>> start DATASET CONTENT

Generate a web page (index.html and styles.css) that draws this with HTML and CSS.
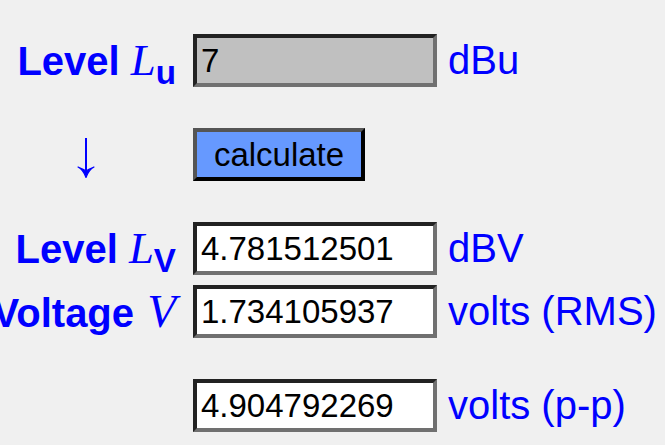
FILE: index.html
```html
<!DOCTYPE html>
<html lang="en">
<head>
    <meta charset="UTF-8">
    <meta name="viewport" content="width=device-width, initial-scale=1.0">
    <title>dBu to dBV and volts</title>
    <link rel="stylesheet" href="styles.css">
</head>
<body>
    <!-- Converter -->
    <form class="converter" id="converter">
        <!-- Input level -->
        <div class="row">
            <label class="label" for="lu">Level <i class="var">L</i><sub>u</sub></label>
            <input type="text" class="field field-in" id="lu" value="7">
            <span class="unit">dBu</span>
        </div>

        <div class="row spaced">
            <svg class="arrow" width="18" height="40" viewBox="0 0 18 40">
                <line x1="9" y1="0" x2="9" y2="37" stroke="#0000ff" stroke-width="2"/>
                <path d="M1 29 Q6 31.5 9 39.5 Q12 31.5 17 29 Q12 31 9 33 Q6 31 1 29 Z" fill="#0000ff" stroke="#0000ff" stroke-width="1.2" stroke-linejoin="round"/>
            </svg>
            <button type="button" class="calc">calculate</button>
        </div>

        <!-- Results -->
        <div class="row spaced">
            <label class="label" for="lv">Level <i class="var">L</i><sub>V</sub></label>
            <input type="text" class="field" id="lv" value="4.781512501">
            <span class="unit">dBV</span>
        </div>

        <div class="row">
            <label class="label" for="vrms">Voltage <i class="var var-v">V</i></label>
            <input type="text" class="field" id="vrms" value="1.734105937">
            <span class="unit">volts (RMS)</span>
        </div>

        <div class="row spaced">
            <span class="label"></span>
            <input type="text" class="field" id="vpp" value="4.904792269">
            <span class="unit">volts (p-p)</span>
        </div>
    </form>
</body>
</html>
```

FILE: styles.css
```css
body {
    margin: 0;
    background-color: #f0f0f0;
    font-family: "Liberation Sans", Arial, sans-serif;
    color: #0000ff;
    overflow: hidden;
}
.converter {
    display: flex;
    flex-direction: column;
    gap: 10px;
    padding-top: 34px;
}
.row {
    display: grid;
    grid-template-columns: 176px 261px auto;
    align-items: center;
    height: 53px;
}
.spaced {
    margin-top: 31px;
}
.row > input,
.row > button {
    margin-left: 17px;
}
.label {
    justify-self: end;
    white-space: nowrap;
    font-size: 40px;
    font-weight: bold;
    line-height: 46px;
}
.var {
    font-family: "Liberation Serif", "Times New Roman", serif;
    font-weight: normal;
    font-size: 1.12em;
}
.var-v {
    margin-left: 2px;
    font-size: 1.18em;
}
sub {
    font-size: 0.83em;
    line-height: 0;
}
.arrow {
    justify-self: center;
    margin: 7px 5px 0 0;
}
.field {
    box-sizing: border-box;
    width: 244px;
    height: 53px;
    padding: 0 4px;
    border: 4px solid;
    border-color: #222 #707070 #707070 #222;
    background: white;
    font-family: "Liberation Sans", Arial, sans-serif;
    font-size: 33px;
    color: black;
    outline: none;
}
.field-in {
    background: #c0c0c0;
}
.calc {
    box-sizing: border-box;
    justify-self: start;
    width: 172px;
    height: 53px;
    padding: 0;
    border: 4px solid;
    border-color: #555 #000 #000 #555;
    background-color: #6699ff;
    font-family: "Liberation Sans", Arial, sans-serif;
    font-size: 33px;
    color: black;
}
.unit {
    margin-left: 11px;
    font-size: 40px;
    white-space: nowrap;
}
```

>> end DATASET CONTENT

## TASK TO CARRY OUT:
Look above for every line with the word "styles" and copy it.

## ANSWER BELOW:
Generate a web page (index.html and styles.css) that draws this with HTML and CSS.
    <link rel="stylesheet" href="styles.css">
FILE: styles.css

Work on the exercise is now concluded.